(Data entries)
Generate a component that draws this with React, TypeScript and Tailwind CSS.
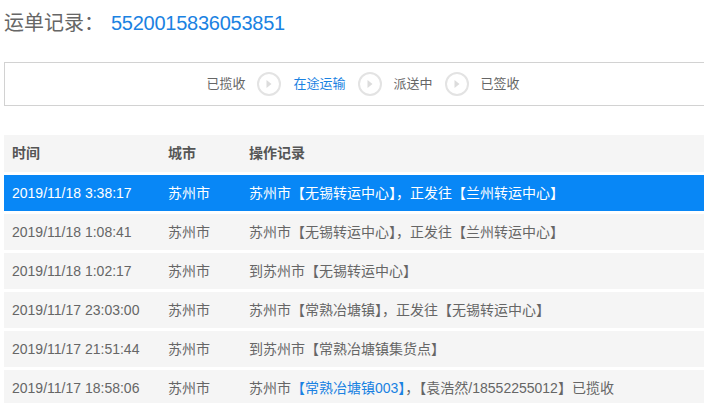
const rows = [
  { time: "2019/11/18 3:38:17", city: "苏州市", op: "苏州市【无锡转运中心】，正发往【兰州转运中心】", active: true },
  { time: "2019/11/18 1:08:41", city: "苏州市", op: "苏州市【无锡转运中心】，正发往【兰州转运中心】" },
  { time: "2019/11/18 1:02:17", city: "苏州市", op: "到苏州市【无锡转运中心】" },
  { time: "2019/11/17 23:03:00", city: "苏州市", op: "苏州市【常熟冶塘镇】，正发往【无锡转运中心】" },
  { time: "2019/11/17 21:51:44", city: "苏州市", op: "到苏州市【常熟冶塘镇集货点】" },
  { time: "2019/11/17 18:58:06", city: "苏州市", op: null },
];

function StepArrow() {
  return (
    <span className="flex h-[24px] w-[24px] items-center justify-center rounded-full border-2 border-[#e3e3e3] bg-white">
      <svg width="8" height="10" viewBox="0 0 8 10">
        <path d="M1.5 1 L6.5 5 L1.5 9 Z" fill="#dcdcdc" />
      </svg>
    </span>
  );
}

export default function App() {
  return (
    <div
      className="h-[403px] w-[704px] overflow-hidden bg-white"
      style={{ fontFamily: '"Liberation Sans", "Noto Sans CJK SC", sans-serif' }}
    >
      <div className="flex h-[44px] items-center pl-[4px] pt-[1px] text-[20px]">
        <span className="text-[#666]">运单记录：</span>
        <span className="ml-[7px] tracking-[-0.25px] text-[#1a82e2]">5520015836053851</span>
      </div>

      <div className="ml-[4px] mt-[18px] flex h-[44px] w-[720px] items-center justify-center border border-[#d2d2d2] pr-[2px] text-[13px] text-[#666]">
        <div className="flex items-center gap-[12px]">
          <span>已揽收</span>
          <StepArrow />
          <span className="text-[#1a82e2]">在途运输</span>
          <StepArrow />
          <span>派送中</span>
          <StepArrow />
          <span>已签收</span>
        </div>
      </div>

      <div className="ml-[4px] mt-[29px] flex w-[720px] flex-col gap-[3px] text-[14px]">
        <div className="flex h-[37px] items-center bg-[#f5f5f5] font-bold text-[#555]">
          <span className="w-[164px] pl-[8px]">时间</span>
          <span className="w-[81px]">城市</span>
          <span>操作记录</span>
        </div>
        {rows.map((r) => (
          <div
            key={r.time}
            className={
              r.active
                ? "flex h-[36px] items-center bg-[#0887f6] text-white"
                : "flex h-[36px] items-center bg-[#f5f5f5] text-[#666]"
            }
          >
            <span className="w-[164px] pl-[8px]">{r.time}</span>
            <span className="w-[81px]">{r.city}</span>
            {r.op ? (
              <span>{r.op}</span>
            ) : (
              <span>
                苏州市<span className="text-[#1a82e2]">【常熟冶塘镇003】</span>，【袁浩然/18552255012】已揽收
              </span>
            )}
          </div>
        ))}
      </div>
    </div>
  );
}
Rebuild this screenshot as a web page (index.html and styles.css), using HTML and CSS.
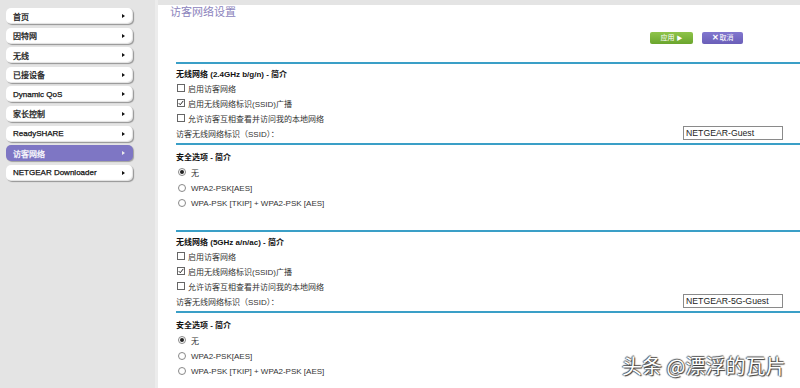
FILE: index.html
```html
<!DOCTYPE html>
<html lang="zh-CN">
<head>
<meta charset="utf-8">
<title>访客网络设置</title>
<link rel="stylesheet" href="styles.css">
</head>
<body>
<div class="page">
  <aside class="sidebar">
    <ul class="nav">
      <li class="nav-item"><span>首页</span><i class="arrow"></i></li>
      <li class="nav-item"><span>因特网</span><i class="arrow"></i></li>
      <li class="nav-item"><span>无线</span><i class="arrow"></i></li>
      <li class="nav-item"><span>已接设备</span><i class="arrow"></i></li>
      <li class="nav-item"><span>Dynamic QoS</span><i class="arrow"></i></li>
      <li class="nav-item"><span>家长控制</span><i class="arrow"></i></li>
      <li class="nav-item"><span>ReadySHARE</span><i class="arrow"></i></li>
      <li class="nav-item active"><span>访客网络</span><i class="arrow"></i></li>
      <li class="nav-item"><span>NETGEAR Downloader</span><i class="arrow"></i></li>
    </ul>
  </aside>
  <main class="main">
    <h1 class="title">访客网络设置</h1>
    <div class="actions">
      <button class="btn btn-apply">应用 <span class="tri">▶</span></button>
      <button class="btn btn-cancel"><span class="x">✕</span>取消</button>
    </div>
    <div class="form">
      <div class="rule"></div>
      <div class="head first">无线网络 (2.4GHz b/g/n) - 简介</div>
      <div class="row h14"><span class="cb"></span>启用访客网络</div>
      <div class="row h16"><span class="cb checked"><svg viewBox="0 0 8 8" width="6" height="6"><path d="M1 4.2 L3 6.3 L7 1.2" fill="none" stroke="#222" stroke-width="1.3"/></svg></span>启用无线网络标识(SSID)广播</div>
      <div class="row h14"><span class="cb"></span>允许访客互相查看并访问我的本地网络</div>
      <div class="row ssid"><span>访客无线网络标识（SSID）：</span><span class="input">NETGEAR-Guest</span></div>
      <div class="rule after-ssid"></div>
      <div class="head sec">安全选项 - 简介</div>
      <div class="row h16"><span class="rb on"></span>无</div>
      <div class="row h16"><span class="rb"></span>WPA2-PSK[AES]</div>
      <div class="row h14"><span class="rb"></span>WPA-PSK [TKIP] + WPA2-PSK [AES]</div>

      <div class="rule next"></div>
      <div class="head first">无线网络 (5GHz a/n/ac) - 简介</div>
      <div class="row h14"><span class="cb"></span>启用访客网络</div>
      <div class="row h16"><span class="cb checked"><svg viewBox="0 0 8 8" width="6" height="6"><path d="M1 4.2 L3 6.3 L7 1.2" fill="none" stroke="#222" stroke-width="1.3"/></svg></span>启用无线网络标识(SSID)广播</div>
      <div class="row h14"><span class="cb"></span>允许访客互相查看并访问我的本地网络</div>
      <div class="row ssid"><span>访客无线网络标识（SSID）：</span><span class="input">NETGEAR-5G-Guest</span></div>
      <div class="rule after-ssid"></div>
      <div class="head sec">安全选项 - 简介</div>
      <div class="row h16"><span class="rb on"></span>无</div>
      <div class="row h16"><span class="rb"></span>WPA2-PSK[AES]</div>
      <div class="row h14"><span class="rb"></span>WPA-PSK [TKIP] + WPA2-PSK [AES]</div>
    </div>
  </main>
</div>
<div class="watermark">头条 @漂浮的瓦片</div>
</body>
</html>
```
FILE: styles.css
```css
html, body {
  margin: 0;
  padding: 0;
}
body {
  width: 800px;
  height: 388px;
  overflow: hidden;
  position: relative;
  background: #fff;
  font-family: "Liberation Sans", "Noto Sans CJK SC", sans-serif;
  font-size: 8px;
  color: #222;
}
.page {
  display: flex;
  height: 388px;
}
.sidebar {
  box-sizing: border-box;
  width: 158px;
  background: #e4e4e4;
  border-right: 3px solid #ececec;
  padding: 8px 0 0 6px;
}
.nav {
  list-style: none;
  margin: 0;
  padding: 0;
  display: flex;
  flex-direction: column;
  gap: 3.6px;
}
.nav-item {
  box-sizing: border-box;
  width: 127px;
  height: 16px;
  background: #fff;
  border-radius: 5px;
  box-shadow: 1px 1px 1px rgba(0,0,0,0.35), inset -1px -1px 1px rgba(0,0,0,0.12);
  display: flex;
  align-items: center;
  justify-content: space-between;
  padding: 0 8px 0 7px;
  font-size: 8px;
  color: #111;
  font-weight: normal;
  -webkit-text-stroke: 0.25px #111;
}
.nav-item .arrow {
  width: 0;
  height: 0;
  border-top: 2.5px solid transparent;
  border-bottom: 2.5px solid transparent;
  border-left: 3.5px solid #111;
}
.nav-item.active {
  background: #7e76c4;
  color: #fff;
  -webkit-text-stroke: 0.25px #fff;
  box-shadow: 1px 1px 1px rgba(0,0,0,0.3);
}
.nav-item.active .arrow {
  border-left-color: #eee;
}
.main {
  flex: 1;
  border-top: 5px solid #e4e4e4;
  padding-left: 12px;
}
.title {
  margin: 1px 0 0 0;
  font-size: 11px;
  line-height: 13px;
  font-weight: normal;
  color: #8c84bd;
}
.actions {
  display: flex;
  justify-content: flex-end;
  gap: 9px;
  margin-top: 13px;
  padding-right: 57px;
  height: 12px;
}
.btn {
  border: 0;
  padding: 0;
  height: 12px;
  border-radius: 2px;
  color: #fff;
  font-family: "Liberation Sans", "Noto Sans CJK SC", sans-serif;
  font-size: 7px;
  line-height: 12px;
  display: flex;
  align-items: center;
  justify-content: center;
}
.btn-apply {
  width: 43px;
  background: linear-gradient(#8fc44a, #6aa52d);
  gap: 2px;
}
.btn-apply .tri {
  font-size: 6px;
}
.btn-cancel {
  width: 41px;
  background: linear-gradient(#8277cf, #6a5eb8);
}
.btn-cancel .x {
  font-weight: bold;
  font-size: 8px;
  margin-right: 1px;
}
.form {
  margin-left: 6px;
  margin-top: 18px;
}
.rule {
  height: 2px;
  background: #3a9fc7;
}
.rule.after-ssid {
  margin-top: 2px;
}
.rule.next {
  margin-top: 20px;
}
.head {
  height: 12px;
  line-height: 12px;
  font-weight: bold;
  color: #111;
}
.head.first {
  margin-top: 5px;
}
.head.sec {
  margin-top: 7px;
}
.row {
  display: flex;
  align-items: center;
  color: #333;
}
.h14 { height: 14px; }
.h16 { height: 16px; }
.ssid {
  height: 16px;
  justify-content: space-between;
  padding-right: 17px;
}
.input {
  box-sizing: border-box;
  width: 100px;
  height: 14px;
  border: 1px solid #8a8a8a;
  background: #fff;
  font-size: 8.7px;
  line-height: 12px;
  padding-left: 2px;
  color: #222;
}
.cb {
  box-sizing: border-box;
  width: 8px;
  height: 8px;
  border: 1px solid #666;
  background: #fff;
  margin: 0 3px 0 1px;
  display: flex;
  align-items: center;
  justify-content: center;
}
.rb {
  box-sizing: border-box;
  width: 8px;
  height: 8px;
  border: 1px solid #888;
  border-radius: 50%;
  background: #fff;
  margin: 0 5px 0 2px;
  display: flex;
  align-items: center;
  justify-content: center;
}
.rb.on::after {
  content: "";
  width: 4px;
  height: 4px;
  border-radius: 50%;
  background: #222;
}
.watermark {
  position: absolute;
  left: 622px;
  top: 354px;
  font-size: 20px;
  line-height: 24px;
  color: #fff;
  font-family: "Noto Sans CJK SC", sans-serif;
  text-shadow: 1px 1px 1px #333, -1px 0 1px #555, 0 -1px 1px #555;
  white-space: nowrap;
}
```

# What the task requires
Read the entries and select each line where the word "index" is found.

# The answer
Rebuild this screenshot as a web page (index.html and styles.css), using HTML and CSS.
FILE: index.html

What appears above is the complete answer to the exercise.